There is even the larger moral question involved in a man who presides over all sports in Nigeria (government business) taking over the NOC, a private side of sports. If there are disputes between the NOC and a sports federation that comes to him for adjudication where would he stand? What informs this grabbing attitude?

Mr. Ndanusa is making every effort to free himself of allegations of forging documents to qualify for the election. I wish him luck in that enterprise, but he should concentrate in running sports. He has made little success of that beat just as his anonymity with tennis continues, yet he would not relieve himself of the burden of being Minister of
Sports and President of the Tennis Federation.
Mr. Gumel was President of the NOC for eight years, IOC Member in Nigeria, Vice President of the International Volleyball Federation, Treasurer of the Association of Olympic Committees of Africa, ANOCA, and President of the Nigeria Volleyball Federation, as well former President of the Nigerian Society of Engineers, Council of Registered Engineers of Nigeria, positions that put him in many committees on engineering.

His own moral burden too has to do with how as IOC Member, he would tackle issues with sports federations, including his volleyball and then the NOC. He too should quit and keep his IOC position.
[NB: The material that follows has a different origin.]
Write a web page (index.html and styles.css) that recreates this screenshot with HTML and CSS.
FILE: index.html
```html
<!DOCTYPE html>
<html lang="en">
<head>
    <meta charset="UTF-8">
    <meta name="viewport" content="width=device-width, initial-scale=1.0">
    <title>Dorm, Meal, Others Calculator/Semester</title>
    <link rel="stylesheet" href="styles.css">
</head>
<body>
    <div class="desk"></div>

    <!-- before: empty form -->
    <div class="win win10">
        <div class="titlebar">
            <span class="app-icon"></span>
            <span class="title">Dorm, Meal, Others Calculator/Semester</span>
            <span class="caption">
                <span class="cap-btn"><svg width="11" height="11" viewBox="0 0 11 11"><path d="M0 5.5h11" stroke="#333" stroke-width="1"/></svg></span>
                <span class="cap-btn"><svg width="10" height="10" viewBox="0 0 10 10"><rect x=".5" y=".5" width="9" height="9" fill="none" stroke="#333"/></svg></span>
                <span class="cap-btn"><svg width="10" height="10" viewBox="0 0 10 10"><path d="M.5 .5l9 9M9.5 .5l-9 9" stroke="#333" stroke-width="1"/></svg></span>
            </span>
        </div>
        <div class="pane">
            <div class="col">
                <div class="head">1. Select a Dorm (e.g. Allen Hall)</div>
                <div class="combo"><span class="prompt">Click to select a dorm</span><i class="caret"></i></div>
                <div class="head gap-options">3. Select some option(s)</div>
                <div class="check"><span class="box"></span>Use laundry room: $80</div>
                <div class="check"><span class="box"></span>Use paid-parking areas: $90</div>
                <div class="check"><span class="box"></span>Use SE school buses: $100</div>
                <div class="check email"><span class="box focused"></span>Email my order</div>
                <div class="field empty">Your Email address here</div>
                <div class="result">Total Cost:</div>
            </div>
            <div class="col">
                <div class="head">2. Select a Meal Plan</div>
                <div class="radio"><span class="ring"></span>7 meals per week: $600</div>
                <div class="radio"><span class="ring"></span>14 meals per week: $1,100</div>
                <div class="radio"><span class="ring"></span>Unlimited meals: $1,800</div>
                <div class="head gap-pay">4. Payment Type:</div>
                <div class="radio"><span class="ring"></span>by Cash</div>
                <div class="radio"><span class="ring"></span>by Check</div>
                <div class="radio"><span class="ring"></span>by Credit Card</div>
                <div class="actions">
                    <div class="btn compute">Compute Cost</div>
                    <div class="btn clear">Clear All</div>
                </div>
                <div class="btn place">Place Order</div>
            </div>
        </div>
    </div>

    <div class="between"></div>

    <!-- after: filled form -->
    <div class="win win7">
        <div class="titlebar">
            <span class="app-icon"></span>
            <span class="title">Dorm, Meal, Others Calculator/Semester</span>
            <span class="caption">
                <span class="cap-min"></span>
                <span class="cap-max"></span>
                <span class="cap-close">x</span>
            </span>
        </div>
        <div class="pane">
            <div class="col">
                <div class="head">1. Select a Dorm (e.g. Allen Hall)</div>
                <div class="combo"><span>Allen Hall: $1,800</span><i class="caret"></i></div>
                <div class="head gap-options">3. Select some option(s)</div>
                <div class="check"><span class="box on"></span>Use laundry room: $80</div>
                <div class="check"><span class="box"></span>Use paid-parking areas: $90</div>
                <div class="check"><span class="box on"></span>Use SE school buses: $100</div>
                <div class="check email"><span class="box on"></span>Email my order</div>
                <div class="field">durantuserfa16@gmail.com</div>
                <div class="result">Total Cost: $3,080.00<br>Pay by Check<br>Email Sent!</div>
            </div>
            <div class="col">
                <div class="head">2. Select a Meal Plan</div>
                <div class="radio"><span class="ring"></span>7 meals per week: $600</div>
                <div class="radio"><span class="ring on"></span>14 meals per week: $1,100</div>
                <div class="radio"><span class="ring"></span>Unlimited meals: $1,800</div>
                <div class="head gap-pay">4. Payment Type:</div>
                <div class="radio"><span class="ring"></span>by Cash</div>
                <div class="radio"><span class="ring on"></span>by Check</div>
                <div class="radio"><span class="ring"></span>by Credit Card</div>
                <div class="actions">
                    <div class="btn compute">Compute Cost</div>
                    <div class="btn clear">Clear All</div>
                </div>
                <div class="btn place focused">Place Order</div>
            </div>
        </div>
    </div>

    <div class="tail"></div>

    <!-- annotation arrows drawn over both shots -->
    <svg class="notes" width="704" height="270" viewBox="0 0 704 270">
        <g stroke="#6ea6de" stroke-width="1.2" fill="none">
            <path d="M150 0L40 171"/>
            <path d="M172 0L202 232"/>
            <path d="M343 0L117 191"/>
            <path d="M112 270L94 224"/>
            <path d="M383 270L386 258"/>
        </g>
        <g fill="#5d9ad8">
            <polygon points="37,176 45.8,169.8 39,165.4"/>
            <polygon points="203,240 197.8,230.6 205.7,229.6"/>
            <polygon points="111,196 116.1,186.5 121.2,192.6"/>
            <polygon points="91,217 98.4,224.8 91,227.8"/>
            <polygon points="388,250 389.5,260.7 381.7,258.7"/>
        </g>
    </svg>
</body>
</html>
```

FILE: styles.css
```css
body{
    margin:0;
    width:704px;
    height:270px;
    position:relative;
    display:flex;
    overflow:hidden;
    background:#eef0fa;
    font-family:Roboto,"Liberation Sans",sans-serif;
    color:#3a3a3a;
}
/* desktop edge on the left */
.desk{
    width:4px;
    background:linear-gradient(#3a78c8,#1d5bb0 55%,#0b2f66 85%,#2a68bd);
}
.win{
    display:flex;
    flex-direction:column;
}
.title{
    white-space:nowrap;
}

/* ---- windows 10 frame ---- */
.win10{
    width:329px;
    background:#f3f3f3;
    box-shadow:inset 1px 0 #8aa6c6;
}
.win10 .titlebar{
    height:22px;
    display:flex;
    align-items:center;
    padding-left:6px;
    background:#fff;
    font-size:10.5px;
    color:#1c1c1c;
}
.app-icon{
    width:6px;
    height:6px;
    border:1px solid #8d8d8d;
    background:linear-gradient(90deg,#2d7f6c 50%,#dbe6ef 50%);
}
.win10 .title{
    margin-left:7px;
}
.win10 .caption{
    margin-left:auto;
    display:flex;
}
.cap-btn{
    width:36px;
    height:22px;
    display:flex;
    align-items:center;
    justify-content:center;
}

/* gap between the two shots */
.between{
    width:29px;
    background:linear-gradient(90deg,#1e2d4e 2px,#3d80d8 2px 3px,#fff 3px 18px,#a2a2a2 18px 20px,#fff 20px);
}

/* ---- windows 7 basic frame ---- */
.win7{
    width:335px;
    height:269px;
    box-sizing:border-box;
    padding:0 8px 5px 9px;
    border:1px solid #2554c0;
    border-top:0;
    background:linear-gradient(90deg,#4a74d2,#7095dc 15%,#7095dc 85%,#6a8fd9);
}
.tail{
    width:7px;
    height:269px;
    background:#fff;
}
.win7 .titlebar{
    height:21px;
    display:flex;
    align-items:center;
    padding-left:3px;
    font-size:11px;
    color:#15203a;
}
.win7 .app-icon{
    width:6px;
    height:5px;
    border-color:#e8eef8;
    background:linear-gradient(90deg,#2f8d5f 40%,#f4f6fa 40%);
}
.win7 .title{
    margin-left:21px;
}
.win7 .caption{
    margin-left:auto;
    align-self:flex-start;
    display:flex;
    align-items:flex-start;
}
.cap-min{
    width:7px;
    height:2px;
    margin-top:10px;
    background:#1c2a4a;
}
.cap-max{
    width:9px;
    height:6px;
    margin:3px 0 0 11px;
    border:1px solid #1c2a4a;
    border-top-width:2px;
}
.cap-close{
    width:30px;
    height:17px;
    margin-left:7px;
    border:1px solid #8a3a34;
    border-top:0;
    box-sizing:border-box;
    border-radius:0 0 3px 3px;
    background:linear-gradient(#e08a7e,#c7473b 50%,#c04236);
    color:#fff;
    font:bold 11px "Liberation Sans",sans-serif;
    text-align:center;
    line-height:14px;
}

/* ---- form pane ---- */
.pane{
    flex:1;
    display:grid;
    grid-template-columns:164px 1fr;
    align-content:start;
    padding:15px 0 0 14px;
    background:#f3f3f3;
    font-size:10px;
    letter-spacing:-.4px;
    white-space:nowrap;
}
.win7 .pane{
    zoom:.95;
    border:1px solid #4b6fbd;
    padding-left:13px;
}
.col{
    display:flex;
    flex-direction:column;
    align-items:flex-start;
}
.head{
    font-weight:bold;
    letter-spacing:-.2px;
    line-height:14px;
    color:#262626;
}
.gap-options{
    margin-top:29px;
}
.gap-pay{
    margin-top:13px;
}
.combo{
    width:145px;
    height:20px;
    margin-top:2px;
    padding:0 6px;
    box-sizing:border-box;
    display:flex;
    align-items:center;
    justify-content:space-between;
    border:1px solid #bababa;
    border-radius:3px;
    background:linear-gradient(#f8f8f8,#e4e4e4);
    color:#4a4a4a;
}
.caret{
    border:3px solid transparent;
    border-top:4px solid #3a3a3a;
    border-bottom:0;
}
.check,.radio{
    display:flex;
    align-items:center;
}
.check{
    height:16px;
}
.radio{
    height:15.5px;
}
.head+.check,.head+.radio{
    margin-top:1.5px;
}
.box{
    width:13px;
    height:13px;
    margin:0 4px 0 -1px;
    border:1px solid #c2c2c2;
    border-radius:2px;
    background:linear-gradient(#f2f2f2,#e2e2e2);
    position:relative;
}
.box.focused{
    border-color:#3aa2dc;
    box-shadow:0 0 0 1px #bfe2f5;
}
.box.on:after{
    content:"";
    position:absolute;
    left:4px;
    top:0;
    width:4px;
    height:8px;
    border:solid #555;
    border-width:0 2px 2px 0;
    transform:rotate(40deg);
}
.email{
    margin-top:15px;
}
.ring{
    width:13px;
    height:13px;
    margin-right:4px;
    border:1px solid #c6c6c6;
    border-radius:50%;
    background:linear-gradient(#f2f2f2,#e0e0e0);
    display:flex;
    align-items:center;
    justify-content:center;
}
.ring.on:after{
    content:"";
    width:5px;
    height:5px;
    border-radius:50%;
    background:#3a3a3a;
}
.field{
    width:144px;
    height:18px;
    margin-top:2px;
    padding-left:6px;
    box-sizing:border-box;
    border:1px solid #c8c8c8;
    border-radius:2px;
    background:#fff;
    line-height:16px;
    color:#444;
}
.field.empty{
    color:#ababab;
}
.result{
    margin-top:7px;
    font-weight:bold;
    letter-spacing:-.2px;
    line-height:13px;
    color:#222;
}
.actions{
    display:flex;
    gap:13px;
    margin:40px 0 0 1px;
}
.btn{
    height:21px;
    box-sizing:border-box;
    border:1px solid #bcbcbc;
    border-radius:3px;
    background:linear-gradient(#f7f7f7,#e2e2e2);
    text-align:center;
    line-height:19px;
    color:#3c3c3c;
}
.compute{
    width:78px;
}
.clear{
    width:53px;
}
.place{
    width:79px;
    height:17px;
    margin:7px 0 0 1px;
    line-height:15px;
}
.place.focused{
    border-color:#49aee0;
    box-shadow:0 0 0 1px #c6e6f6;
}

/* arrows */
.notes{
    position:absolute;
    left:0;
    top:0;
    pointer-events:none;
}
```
Volleyball in Nigeria can do with another President.

People who point to examples of countries where their sports personalities operate in multiple capacities fail to recognise the multi-skills involved, which are lacking here, and the fact that in those places, sports organisations function effectively because of the quality of individuals in their various committees. The same committees in Nigeria are peopled with cronies, whose only qualification is that they have the connections to the sharks of Nigerian sports.
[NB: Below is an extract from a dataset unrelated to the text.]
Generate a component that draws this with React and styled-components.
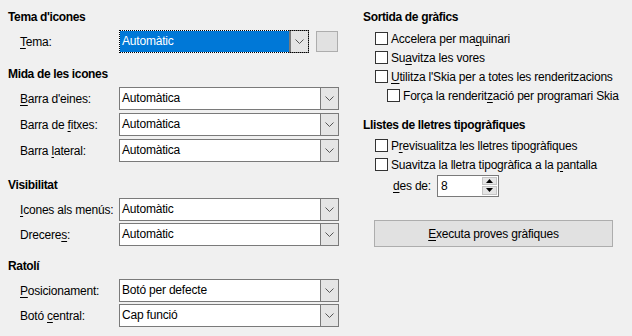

Once the NOC Elders are able to clear the path of these obstacles, the elections should hold (may I repeat without Ndanusa and Gumel contesting) to pave the way for a direction of selfless services to Nigerian sports.

All those taking contrary positions know that they are placing the interests of Nigerian sports beside those of individuals who are in a title race that is an end in itself.

Neither Ndanusa nor Gumel should be President of the NOC. They cannot provide the leadership the NOC requires because of the demands of their other responsibilities. I have to keep repeating this as both men have ceased to listen.

Our $236,000
SILENCE over $236,000 missing from the Nigeria Football Association since last March should worry anyone who knows how easily this meagre sum can be forgotten. FIFA giving us $1 million to prepare for the World Cup is not good reason to allow $236,000 to disappear. All the outrage has gone. My fears are that with the inexhaustible euphoria over Nigeria’s qualification for the 2010 World Cup, it would not be too long before discussions on this money disappear too.